Une histoire espagnole
Les SS ont beaucoup photographié : fichage bureaucratique des détenus, exaltation du modèle disciplinaire et hygiéniste, « tentatives d’évasion », etc. Les dernières semaines de leur domination, ils ont détruit en masse toute sorte d’archives. Mais à Mauthausen, une aventure sans équivalent a permis que des centaines de négatifs originaux d’images nazies parviennent jusqu’à nous : des détenus espagnols, dans les rouages de l’administration du camp et au laboratoire photographique, les ont dérobés, camouflés, sortis du camp, confiés à une habitante du village, récupérés à la libération et, la plupart, rapportés en France – affirmant un double improbable espoir : après la victoire contre les nazis, que ces clichés soient un jour entre nos mains un témoignage !

Regards croisés : mémoire commune ?
Cette exposition, pour la première fois, présente l’ensemble des fonds d’images existants : clichés SS, photos prises, sur les mêmes appareils, par les détenus libérés (les Espagnols du labo photo), enfin celles prises par les libérateurs américains.
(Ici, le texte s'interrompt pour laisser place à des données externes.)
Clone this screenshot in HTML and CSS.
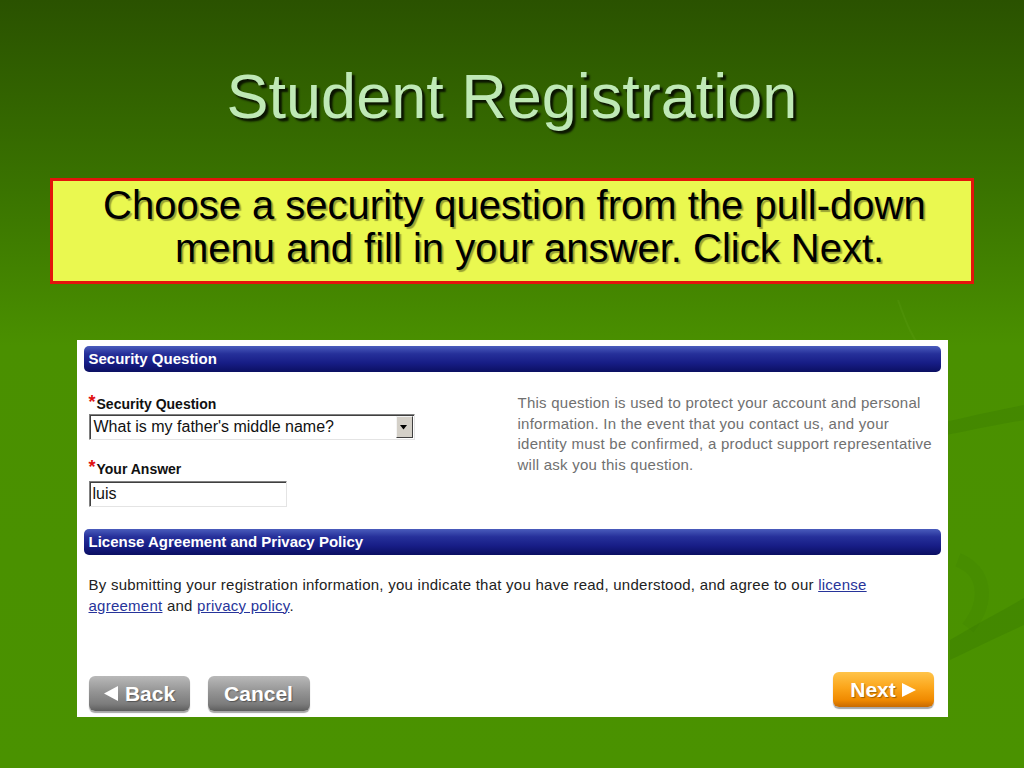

Les Amicales française et espagnole d’anciens déportés de Mauthausen ont proposé aux autorités fédérales autrichiennes de s’associer au projet – ce qui était aussi offrir, soixante ans ayant passé, le retour en Autriche d’un butin de guerre… L’exposition existe ainsi en trois langues, et circule depuis 2005 en Europe, après avoir été solennellement inaugurée à Mauthausen puis, à Paris, par Monsieur le Ministre de la Culture.

LA PART VISIBLE DES CAMPS

Ces photographies ne sont justiciables d’aucun regard innocent.

L’image n’est pas la réalité objective
Impossible de se bercer de l’illusion paresseuse qui confère à l’image une valeur documentaire naturelle et absolue, pire : objective. Chacune de ces photos doit être précisément contextualisée – en particulier, aucune ne saurait être regardée sans souci de l’identité et de l’intention du photographe. Pour aller brièvement au plus important : il va de soi que l’œil du SS ne voit pas tout, que l’image qu’il fixe masque plus qu’elle ne montre, qu’elle est d’essence négationniste. Aussi eût-il été impossible et dangereux de se complaire dans l’affichage et l’impact de l’image brute.

Dire méthodiquement ce qui est montré
Ces quelque cinq cents photographies témoignent, certes, mais par le truchement d’un travail scientifique de deux années, conduit dans les trois pays partenaires, qui a construit un savoir incontestable et propose les éléments d’un message raisonné. Fragments d’histoire et de mémoires du camp, histoire et pouvoir de l’image, dans le rapport de celle-ci avec les mots de l’historien et ceux du rescapé-témoin : le parcours de l’exposition est un travail, et l’appareil textuel accompagnant les photographies ne saurait être éludé.